=== DATASET CONTENT ===
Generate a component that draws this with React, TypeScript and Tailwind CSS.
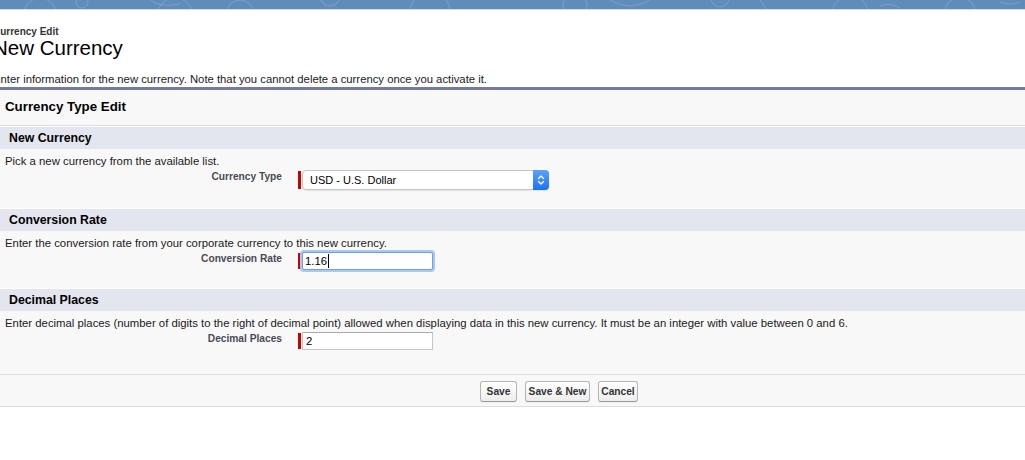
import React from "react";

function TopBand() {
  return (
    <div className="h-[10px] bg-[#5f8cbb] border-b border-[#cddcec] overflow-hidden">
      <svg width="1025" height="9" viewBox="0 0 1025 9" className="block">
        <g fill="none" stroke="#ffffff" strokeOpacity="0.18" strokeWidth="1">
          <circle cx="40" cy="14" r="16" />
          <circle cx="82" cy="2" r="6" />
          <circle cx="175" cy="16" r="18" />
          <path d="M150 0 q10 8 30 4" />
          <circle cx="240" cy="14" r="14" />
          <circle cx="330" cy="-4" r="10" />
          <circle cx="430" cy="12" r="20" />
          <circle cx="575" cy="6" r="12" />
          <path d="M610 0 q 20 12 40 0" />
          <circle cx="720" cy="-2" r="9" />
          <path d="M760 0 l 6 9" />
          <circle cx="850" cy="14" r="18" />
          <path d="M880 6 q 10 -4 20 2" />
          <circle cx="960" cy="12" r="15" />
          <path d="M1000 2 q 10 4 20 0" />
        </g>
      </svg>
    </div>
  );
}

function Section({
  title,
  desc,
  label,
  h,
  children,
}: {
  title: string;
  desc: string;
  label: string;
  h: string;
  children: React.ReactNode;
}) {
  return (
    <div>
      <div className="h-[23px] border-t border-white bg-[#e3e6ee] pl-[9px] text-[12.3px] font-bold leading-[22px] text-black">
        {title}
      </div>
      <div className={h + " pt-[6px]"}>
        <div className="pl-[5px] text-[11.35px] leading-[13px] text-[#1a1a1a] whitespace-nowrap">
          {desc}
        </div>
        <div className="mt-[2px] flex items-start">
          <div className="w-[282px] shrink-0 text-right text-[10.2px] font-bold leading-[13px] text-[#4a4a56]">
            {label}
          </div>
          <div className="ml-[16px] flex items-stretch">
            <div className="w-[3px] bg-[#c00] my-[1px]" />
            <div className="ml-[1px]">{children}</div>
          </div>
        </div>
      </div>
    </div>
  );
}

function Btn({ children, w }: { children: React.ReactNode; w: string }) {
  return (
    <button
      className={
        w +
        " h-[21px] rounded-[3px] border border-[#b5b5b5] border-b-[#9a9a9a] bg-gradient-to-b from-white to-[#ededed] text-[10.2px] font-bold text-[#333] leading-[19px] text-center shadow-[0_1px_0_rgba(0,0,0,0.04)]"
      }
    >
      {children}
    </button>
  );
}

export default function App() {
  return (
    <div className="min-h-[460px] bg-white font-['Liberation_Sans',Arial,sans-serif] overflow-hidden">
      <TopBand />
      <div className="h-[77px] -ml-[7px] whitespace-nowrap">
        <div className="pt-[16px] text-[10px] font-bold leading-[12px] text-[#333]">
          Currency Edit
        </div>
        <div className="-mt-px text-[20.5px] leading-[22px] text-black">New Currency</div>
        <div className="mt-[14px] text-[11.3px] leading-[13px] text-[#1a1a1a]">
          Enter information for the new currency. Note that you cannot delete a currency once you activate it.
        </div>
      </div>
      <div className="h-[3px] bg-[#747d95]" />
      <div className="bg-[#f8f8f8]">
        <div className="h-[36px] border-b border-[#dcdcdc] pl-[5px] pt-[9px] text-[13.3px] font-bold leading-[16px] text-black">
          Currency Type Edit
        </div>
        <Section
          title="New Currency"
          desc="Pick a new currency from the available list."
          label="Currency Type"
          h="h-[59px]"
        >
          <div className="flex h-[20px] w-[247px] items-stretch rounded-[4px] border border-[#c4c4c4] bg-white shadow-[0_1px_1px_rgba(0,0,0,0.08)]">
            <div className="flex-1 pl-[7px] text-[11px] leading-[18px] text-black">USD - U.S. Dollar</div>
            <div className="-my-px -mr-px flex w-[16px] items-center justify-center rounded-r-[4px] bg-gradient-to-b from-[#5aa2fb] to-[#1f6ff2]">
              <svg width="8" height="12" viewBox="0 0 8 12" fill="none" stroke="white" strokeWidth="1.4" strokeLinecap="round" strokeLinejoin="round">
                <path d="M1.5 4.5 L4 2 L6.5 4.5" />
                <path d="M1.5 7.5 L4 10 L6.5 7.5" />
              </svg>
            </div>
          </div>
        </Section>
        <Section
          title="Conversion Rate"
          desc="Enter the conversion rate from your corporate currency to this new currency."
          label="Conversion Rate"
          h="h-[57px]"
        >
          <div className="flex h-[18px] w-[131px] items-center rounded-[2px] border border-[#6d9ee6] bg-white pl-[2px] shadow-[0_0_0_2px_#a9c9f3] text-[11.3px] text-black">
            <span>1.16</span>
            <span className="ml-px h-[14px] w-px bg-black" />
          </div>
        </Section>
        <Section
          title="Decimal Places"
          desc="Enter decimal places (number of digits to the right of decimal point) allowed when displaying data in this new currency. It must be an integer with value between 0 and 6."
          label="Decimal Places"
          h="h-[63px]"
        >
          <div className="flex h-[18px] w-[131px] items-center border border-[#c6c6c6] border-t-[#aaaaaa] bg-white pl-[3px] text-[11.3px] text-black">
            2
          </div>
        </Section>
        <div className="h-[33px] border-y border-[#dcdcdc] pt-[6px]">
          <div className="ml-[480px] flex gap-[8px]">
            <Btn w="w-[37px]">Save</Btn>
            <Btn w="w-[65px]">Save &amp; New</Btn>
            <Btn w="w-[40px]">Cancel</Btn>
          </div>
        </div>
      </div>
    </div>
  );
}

=== DO THIS ===
Write out the material above once more, exactly as it reads, with no pictures.

=== EXPECTED ANSWER ===
Generate a component that draws this with React, TypeScript and Tailwind CSS.
import React from "react";

function TopBand() {
  return (
    <div className="h-[10px] bg-[#5f8cbb] border-b border-[#cddcec] overflow-hidden">
      <svg width="1025" height="9" viewBox="0 0 1025 9" className="block">
        <g fill="none" stroke="#ffffff" strokeOpacity="0.18" strokeWidth="1">
          <circle cx="40" cy="14" r="16" />
          <circle cx="82" cy="2" r="6" />
          <circle cx="175" cy="16" r="18" />
          <path d="M150 0 q10 8 30 4" />
          <circle cx="240" cy="14" r="14" />
          <circle cx="330" cy="-4" r="10" />
          <circle cx="430" cy="12" r="20" />
          <circle cx="575" cy="6" r="12" />
          <path d="M610 0 q 20 12 40 0" />
          <circle cx="720" cy="-2" r="9" />
          <path d="M760 0 l 6 9" />
          <circle cx="850" cy="14" r="18" />
          <path d="M880 6 q 10 -4 20 2" />
          <circle cx="960" cy="12" r="15" />
          <path d="M1000 2 q 10 4 20 0" />
        </g>
      </svg>
    </div>
  );
}

function Section({
  title,
  desc,
  label,
  h,
  children,
}: {
  title: string;
  desc: string;
  label: string;
  h: string;
  children: React.ReactNode;
}) {
  return (
    <div>
      <div className="h-[23px] border-t border-white bg-[#e3e6ee] pl-[9px] text-[12.3px] font-bold leading-[22px] text-black">
        {title}
      </div>
      <div className={h + " pt-[6px]"}>
        <div className="pl-[5px] text-[11.35px] leading-[13px] text-[#1a1a1a] whitespace-nowrap">
          {desc}
        </div>
        <div className="mt-[2px] flex items-start">
          <div className="w-[282px] shrink-0 text-right text-[10.2px] font-bold leading-[13px] text-[#4a4a56]">
            {label}
          </div>
          <div className="ml-[16px] flex items-stretch">
            <div className="w-[3px] bg-[#c00] my-[1px]" />
            <div className="ml-[1px]">{children}</div>
          </div>
        </div>
      </div>
    </div>
  );
}

function Btn({ children, w }: { children: React.ReactNode; w: string }) {
  return (
    <button
      className={
        w +
        " h-[21px] rounded-[3px] border border-[#b5b5b5] border-b-[#9a9a9a] bg-gradient-to-b from-white to-[#ededed] text-[10.2px] font-bold text-[#333] leading-[19px] text-center shadow-[0_1px_0_rgba(0,0,0,0.04)]"
      }
    >
      {children}
    </button>
  );
}

export default function App() {
  return (
    <div className="min-h-[460px] bg-white font-['Liberation_Sans',Arial,sans-serif] overflow-hidden">
      <TopBand />
      <div className="h-[77px] -ml-[7px] whitespace-nowrap">
        <div className="pt-[16px] text-[10px] font-bold leading-[12px] text-[#333]">
          Currency Edit
        </div>
        <div className="-mt-px text-[20.5px] leading-[22px] text-black">New Currency</div>
        <div className="mt-[14px] text-[11.3px] leading-[13px] text-[#1a1a1a]">
          Enter information for the new currency. Note that you cannot delete a currency once you activate it.
        </div>
      </div>
      <div className="h-[3px] bg-[#747d95]" />
      <div className="bg-[#f8f8f8]">
        <div className="h-[36px] border-b border-[#dcdcdc] pl-[5px] pt-[9px] text-[13.3px] font-bold leading-[16px] text-black">
          Currency Type Edit
        </div>
        <Section
          title="New Currency"
          desc="Pick a new currency from the available list."
          label="Currency Type"
          h="h-[59px]"
        >
          <div className="flex h-[20px] w-[247px] items-stretch rounded-[4px] border border-[#c4c4c4] bg-white shadow-[0_1px_1px_rgba(0,0,0,0.08)]">
            <div className="flex-1 pl-[7px] text-[11px] leading-[18px] text-black">USD - U.S. Dollar</div>
            <div className="-my-px -mr-px flex w-[16px] items-center justify-center rounded-r-[4px] bg-gradient-to-b from-[#5aa2fb] to-[#1f6ff2]">
              <svg width="8" height="12" viewBox="0 0 8 12" fill="none" stroke="white" strokeWidth="1.4" strokeLinecap="round" strokeLinejoin="round">
                <path d="M1.5 4.5 L4 2 L6.5 4.5" />
                <path d="M1.5 7.5 L4 10 L6.5 7.5" />
              </svg>
            </div>
          </div>
        </Section>
        <Section
          title="Conversion Rate"
          desc="Enter the conversion rate from your corporate currency to this new currency."
          label="Conversion Rate"
          h="h-[57px]"
        >
          <div className="flex h-[18px] w-[131px] items-center rounded-[2px] border border-[#6d9ee6] bg-white pl-[2px] shadow-[0_0_0_2px_#a9c9f3] text-[11.3px] text-black">
            <span>1.16</span>
            <span className="ml-px h-[14px] w-px bg-black" />
          </div>
        </Section>
        <Section
          title="Decimal Places"
          desc="Enter decimal places (number of digits to the right of decimal point) allowed when displaying data in this new currency. It must be an integer with value between 0 and 6."
          label="Decimal Places"
          h="h-[63px]"
        >
          <div className="flex h-[18px] w-[131px] items-center border border-[#c6c6c6] border-t-[#aaaaaa] bg-white pl-[3px] text-[11.3px] text-black">
            2
          </div>
        </Section>
        <div className="h-[33px] border-y border-[#dcdcdc] pt-[6px]">
          <div className="ml-[480px] flex gap-[8px]">
            <Btn w="w-[37px]">Save</Btn>
            <Btn w="w-[65px]">Save &amp; New</Btn>
            <Btn w="w-[40px]">Cancel</Btn>
          </div>
        </div>
      </div>
    </div>
  );
}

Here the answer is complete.